The writer has craftily woven the story around the historical events of the Cold War. The disintegration of the USSR, the 9/11 attacks, and the invasion of Iraq are some other events that find mention in the story. The impact of these events on Dennis and various espionage agencies makes for some good plot twists. History lovers will appreciate that, and you might even agree with the way Dennis feels about these events. For those who don’t know much about these things, the novel can be quite insightful. You’ll find that this book is more political, as compared to other espionage thrillers. Additionally, to explain the analogy of Dennis’ situations, the writer has given a short account of what actually happened to real spies, in the given circumstances. This brings some credibility to the story, and also makes it more exciting to read.
What I liked most about this story was Dennis’ character arc. He starts from something else, and all the things that follow (wanted and unwanted) land him in a completely different place. He is not as heroic as spies are shown in the movies. He gets into all kinds of trouble, his plans backfire most of the times, and he often finds himself in the center of a big, bad mess. Just when he thinks that he has outfoxed his enemies, something, or everything, goes wrong, and he is back to square one. His psychology takes sharp turns with every event. The burden of his job takes a toll on him. His every move needs to be calculated if he has to make it through the tough times. At one point, he wonders about what his life has become. He laments the fact that he can’t confide his situation to anyone. No one can be trusted.
The other characters are shown from the perspective of Dennis. That’s why we don’t get to know more about them. To keep this unfamiliarity in check, the writer has given a brief profile of every character. Before Dennis interacts with anyone, he provides us with important details about them. This way we get some idea of what kind of person they are, how Dennis feels about them, and whether he needs to beware of them.
The change of tone in Dennis’ story is also evident from the change in the nature of his assignments. In the beginning, his cases are justifiable. He is fighting against the bad people, and it is a service to the country. Later, his job becomes morally questionable. He constantly finds himself in a situation where he doesn’t want to undertake a task. He begins questioning the motives of his agencies and, soon, realizes that they are all cut out of the same cloth. He can see that politics and corruption decide the fate of a situation.

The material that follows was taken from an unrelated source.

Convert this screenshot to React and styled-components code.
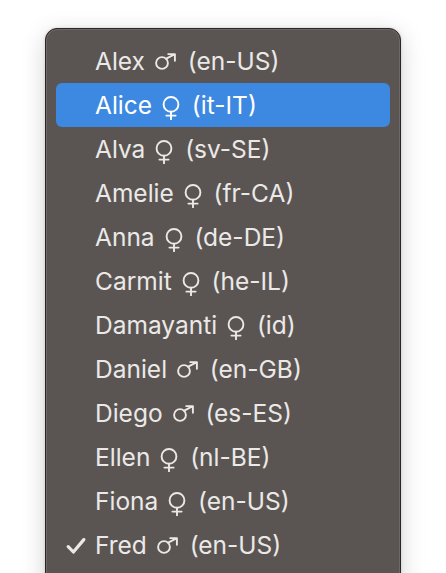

I highly recommend this book to anyone who likes to read espionage novels. It is full of action and so immersive that you’ll feel like a spy yourself! The writer hasn’t tried to glorify anything, and that makes the story seem real. The book is smartly written, and the story moves at a fast pace. My rating for The Spy, the Renegade, the Rogue is 4 out of 4 stars. It is not your usual spy stuff. It goes deeper than general conspiracy theories and provides a critique of the political influence on intelligence agencies. The only thing that could be changed about the novel is the length of its chapters. Sometimes, they feel too long. However, it is an insignificant flaw and can be easily ignored. Everything else was perfect about this book, and so a full rating is justified.